Source data:
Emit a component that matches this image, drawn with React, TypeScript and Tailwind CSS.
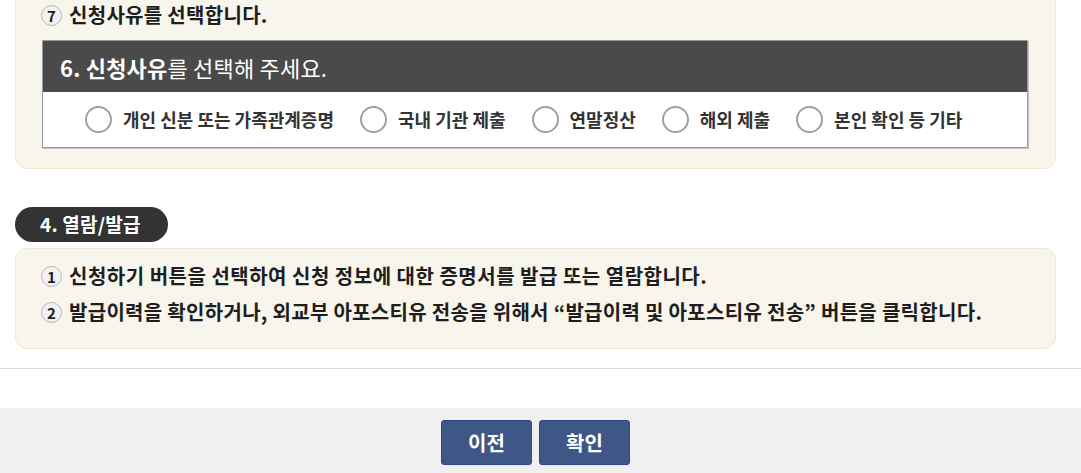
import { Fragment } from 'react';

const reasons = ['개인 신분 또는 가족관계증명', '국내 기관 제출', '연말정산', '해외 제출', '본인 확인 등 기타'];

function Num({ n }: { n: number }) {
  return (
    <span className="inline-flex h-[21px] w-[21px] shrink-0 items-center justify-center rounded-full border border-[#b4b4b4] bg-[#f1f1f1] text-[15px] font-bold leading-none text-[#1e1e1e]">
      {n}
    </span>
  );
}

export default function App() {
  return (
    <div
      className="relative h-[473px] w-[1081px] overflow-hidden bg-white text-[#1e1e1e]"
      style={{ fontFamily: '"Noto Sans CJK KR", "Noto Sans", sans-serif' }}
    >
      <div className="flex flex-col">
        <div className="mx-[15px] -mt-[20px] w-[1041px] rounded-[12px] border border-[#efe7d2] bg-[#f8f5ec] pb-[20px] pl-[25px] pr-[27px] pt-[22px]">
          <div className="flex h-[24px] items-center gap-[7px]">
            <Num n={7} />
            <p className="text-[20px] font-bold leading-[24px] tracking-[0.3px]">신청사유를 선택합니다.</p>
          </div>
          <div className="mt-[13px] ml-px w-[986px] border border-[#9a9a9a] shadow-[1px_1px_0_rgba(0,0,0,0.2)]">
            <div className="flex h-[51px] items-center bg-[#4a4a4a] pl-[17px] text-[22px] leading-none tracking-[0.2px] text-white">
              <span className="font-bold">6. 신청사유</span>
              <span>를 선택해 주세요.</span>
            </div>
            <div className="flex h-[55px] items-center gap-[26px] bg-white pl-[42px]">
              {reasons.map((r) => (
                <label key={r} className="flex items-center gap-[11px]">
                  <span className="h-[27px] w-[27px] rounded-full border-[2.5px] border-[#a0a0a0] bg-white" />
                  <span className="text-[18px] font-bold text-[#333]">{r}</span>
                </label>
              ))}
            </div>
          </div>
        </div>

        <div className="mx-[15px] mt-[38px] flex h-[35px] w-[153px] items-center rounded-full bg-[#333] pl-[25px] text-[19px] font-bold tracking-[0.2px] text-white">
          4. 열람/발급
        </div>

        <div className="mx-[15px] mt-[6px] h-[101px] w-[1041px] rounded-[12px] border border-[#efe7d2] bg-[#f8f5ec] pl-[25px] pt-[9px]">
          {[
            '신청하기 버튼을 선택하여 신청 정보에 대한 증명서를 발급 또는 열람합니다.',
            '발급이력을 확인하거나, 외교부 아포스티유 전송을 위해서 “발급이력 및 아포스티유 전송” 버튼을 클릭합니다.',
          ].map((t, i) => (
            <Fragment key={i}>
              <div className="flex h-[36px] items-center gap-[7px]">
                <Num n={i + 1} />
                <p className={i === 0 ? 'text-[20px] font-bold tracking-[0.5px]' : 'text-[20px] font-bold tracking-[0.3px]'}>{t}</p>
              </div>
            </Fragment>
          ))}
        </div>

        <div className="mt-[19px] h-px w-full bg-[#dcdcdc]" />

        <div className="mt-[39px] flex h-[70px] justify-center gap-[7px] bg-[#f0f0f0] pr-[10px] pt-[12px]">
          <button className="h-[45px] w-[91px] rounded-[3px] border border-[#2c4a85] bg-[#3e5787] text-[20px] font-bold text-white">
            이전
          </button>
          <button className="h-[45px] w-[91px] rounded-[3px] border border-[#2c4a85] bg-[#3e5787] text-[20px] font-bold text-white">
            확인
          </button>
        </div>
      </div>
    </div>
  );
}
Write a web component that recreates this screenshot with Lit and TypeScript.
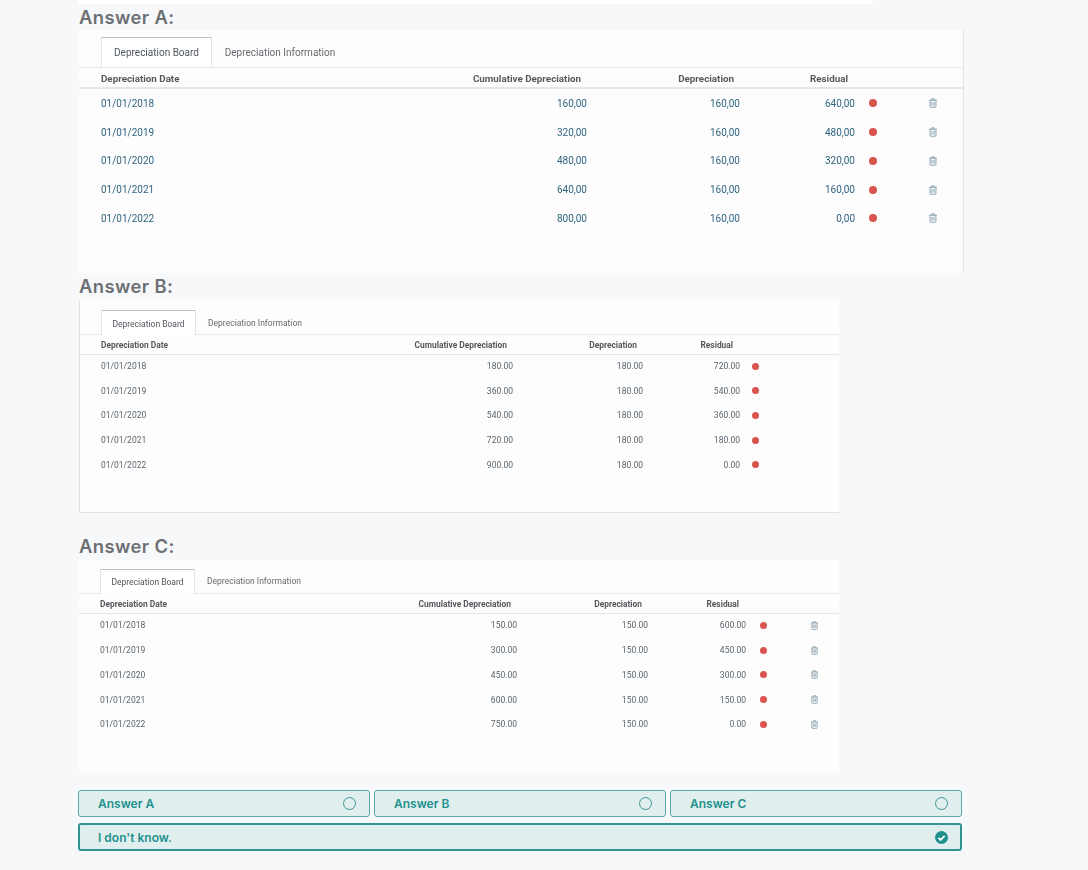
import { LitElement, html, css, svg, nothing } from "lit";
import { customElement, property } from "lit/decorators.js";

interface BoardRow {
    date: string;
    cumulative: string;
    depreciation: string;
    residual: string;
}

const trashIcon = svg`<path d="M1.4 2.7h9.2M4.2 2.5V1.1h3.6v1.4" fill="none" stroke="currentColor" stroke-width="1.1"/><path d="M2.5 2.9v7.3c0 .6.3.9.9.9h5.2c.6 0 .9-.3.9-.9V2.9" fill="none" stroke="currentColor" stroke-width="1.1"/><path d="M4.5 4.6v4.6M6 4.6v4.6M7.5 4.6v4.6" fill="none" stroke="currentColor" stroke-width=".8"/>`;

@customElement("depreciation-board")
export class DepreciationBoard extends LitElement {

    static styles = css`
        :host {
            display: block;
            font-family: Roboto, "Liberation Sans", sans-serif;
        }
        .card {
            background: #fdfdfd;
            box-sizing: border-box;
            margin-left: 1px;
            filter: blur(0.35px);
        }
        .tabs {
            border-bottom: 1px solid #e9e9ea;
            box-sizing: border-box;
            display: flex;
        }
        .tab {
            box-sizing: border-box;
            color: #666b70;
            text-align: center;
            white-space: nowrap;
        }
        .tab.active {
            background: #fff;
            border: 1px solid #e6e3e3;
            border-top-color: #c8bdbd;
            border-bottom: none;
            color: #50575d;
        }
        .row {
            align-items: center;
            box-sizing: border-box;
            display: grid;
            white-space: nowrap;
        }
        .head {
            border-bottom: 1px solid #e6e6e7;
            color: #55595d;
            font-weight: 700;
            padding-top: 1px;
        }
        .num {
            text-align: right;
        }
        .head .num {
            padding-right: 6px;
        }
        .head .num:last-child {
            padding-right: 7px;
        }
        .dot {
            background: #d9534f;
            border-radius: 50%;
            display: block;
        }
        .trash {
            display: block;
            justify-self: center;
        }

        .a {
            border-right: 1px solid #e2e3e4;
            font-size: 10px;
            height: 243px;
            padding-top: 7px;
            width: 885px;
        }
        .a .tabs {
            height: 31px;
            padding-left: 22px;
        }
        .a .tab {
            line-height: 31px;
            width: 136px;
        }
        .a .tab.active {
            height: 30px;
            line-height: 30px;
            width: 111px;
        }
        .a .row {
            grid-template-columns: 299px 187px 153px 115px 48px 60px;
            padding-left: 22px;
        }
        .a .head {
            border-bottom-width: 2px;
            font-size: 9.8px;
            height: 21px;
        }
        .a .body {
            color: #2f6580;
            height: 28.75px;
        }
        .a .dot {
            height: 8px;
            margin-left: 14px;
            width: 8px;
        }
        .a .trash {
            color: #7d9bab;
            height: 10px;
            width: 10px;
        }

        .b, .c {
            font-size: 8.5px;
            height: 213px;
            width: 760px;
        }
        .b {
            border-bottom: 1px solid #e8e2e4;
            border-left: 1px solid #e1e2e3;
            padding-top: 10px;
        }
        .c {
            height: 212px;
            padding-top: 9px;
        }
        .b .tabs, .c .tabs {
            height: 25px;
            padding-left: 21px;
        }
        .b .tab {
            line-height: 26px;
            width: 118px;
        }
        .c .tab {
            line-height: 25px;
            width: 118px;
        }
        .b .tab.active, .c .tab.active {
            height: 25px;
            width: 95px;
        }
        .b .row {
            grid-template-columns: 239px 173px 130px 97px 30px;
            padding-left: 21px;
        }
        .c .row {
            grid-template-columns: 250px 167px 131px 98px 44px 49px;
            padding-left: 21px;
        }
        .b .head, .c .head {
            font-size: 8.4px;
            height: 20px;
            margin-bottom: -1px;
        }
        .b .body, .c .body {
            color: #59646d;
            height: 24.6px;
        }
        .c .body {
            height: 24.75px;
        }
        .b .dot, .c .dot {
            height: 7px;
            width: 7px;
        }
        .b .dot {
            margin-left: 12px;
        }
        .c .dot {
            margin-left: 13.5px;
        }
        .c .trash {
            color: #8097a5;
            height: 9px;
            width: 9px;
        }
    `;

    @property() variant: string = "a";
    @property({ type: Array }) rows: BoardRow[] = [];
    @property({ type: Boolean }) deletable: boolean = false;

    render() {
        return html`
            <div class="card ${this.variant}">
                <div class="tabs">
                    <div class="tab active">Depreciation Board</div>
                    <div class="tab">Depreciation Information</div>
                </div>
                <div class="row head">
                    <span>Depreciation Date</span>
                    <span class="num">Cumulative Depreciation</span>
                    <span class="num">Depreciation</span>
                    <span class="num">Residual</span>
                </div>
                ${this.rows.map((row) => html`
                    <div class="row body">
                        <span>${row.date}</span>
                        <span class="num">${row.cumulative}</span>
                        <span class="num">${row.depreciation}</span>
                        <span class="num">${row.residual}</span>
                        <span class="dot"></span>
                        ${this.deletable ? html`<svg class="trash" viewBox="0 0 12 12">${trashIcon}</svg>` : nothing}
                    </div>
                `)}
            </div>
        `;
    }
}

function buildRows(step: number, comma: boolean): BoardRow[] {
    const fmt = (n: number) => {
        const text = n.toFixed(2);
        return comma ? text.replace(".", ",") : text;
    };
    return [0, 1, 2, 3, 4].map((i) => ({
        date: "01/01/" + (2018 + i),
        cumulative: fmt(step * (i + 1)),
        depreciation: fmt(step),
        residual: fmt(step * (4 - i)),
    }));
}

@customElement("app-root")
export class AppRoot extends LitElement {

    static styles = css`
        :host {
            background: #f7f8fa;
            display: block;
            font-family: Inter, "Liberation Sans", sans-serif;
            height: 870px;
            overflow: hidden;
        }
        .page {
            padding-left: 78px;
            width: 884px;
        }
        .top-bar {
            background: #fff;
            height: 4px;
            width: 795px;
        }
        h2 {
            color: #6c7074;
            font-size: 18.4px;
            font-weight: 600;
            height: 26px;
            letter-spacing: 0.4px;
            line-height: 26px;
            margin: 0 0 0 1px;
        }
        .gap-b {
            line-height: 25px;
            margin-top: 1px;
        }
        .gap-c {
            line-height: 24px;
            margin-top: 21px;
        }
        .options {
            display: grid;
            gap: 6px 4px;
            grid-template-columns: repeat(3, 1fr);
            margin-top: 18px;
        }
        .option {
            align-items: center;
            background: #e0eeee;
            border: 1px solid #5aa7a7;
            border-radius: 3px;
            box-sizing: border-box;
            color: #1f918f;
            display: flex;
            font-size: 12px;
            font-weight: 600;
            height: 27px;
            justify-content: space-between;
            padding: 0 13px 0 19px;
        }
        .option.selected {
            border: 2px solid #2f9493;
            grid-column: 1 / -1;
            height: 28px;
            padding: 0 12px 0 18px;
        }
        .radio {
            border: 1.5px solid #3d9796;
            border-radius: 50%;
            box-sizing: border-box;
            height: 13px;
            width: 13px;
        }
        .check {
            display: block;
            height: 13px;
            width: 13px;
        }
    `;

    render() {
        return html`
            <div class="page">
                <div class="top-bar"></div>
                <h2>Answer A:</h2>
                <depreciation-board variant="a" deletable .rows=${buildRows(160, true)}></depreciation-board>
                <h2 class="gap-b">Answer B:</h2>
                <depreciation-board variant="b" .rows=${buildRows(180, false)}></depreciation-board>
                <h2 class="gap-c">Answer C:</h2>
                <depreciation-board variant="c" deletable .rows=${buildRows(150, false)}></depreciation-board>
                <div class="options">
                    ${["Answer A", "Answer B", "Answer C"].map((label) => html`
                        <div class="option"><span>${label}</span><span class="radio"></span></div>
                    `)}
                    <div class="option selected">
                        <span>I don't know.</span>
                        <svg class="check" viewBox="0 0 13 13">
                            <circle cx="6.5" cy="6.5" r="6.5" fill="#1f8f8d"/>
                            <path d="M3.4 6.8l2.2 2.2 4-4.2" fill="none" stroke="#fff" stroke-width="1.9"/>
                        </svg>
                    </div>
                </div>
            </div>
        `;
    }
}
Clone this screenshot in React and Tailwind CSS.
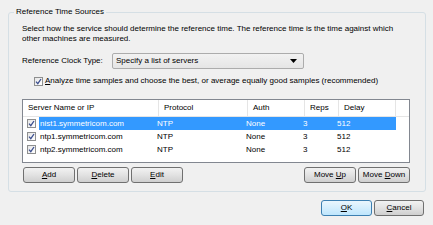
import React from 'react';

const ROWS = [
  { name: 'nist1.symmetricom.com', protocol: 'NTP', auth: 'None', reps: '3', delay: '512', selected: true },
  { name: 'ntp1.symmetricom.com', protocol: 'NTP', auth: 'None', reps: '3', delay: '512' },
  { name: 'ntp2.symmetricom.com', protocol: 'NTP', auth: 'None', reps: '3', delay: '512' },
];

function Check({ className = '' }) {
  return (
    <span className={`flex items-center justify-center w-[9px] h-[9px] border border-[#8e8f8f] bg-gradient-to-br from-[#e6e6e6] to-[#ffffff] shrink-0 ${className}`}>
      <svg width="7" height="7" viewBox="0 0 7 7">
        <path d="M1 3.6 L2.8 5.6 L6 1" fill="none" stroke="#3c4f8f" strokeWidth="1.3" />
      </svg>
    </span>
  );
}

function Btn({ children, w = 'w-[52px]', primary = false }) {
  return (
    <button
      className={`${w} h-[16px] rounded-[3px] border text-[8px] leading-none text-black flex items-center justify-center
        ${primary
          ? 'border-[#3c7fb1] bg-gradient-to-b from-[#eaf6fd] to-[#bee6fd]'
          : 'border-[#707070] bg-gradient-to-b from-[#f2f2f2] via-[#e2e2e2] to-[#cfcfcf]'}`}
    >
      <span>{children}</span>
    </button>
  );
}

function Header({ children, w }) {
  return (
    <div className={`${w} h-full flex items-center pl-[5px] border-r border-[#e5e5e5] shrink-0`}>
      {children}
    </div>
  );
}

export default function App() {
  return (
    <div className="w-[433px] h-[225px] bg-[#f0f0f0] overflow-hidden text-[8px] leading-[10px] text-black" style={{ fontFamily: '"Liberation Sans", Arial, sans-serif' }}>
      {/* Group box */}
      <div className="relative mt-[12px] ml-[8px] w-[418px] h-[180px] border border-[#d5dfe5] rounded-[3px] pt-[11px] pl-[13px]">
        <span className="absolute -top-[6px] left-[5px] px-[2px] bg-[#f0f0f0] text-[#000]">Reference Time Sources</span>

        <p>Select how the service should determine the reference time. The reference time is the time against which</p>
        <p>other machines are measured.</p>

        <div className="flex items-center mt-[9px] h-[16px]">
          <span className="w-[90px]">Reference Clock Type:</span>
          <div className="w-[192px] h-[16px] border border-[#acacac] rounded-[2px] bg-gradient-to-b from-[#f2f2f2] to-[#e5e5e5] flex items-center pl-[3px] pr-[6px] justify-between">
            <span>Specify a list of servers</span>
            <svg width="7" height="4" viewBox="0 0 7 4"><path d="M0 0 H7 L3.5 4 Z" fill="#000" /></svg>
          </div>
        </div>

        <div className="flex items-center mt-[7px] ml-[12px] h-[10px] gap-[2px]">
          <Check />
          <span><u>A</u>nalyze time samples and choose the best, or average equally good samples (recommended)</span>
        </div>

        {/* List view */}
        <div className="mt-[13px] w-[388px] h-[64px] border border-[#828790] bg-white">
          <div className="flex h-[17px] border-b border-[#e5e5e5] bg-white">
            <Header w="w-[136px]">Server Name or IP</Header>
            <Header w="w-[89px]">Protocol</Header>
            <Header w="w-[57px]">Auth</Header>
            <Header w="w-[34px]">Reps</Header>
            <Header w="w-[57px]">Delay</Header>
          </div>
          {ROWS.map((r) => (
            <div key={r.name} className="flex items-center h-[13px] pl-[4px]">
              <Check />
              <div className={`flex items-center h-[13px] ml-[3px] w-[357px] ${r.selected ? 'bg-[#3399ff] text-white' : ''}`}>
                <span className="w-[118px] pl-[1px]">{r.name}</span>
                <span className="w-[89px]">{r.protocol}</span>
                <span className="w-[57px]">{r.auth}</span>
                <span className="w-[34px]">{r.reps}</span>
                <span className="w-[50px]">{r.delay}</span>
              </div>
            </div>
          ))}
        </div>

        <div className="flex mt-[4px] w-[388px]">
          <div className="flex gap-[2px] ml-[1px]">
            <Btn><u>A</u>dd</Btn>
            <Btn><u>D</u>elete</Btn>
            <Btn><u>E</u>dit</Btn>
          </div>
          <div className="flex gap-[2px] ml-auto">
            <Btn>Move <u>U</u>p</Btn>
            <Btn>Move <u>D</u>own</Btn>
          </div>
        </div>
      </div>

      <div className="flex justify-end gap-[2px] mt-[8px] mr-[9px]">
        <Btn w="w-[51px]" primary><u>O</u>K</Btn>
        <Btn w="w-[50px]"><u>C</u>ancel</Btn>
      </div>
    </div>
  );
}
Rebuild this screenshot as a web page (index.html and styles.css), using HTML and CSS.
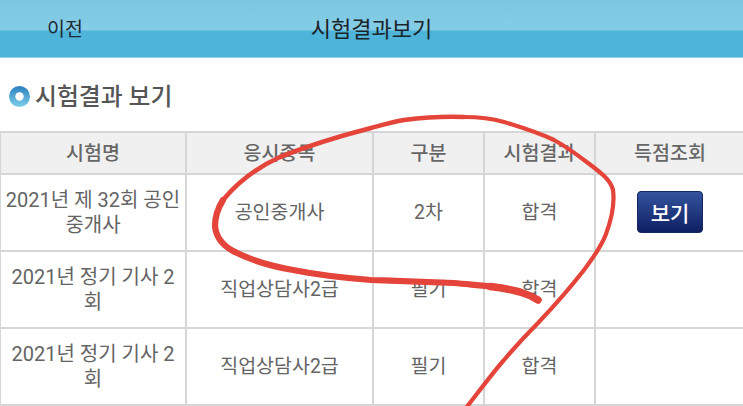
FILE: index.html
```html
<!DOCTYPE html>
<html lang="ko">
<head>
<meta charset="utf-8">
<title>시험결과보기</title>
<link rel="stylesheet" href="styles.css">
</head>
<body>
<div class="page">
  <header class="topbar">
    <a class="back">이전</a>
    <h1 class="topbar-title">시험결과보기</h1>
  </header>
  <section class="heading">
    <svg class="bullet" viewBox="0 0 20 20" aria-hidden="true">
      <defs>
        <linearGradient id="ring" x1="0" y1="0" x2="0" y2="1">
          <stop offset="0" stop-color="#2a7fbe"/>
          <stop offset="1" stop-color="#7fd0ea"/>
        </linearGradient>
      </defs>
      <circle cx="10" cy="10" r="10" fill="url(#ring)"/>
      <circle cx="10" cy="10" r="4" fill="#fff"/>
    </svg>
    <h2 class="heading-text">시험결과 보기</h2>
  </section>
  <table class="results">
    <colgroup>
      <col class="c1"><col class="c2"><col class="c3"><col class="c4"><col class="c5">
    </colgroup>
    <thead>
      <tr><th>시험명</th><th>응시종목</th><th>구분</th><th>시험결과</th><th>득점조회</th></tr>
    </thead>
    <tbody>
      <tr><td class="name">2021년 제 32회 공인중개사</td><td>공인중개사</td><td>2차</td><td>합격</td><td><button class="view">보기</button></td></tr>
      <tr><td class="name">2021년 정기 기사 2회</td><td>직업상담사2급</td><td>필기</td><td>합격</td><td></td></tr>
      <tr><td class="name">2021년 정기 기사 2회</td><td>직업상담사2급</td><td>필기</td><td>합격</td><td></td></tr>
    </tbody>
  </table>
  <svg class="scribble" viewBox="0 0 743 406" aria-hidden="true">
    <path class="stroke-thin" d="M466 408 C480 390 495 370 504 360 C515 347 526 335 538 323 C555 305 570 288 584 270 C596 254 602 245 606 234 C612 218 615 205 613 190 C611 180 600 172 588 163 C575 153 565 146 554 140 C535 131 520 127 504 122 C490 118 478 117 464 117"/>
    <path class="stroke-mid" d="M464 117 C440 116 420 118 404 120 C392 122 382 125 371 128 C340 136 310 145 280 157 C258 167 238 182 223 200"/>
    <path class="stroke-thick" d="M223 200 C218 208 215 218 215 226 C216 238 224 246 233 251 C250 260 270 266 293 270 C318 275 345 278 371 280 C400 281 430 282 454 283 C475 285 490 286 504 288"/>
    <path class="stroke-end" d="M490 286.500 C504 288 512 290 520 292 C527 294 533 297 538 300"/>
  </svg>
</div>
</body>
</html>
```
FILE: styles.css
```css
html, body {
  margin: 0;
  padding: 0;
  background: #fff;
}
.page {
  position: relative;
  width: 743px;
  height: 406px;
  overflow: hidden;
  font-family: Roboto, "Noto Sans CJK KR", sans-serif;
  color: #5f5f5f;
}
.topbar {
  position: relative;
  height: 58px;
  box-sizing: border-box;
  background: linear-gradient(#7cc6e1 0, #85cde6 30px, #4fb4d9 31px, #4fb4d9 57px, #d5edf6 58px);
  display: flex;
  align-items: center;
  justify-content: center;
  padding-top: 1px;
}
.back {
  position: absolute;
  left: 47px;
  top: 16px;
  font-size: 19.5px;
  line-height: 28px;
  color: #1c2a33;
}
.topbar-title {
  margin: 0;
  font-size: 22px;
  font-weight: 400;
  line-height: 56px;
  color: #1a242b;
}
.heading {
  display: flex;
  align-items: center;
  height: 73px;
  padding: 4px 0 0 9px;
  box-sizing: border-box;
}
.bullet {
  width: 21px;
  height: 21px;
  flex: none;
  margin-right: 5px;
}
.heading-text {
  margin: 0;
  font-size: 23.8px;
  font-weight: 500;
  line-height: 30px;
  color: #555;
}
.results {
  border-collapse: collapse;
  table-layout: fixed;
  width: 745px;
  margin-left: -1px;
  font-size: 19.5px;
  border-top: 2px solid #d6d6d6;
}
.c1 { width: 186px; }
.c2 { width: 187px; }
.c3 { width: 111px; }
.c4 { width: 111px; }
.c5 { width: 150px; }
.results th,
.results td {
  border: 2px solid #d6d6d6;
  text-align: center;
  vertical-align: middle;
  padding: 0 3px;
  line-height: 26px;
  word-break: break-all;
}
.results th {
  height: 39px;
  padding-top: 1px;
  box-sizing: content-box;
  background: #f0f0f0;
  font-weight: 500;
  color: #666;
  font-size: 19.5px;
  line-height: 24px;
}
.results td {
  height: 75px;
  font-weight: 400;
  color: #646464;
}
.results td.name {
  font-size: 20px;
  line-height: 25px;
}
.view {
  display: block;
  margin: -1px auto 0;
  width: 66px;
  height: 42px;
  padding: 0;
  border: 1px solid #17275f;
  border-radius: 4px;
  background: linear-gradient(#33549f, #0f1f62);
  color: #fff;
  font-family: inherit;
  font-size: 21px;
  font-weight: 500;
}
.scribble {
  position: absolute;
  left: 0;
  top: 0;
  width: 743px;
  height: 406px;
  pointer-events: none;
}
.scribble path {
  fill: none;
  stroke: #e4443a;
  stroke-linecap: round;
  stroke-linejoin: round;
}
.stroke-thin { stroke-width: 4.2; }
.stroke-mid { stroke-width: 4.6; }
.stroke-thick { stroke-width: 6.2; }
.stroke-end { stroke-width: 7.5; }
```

Set exercise: The lines to reproduce run from the one above containing "Write a web" through the one containing "export class DepreciationBoard". Copy them exactly and leave out all pictures.

Response:
Write a web component that recreates this screenshot with Lit and TypeScript.
import { LitElement, html, css, svg, nothing } from "lit";
import { customElement, property } from "lit/decorators.js";

interface BoardRow {
    date: string;
    cumulative: string;
    depreciation: string;
    residual: string;
}

const trashIcon = svg`<path d="M1.4 2.7h9.2M4.2 2.5V1.1h3.6v1.4" fill="none" stroke="currentColor" stroke-width="1.1"/><path d="M2.5 2.9v7.3c0 .6.3.9.9.9h5.2c.6 0 .9-.3.9-.9V2.9" fill="none" stroke="currentColor" stroke-width="1.1"/><path d="M4.5 4.6v4.6M6 4.6v4.6M7.5 4.6v4.6" fill="none" stroke="currentColor" stroke-width=".8"/>`;

@customElement("depreciation-board")
export class DepreciationBoard extends LitElement {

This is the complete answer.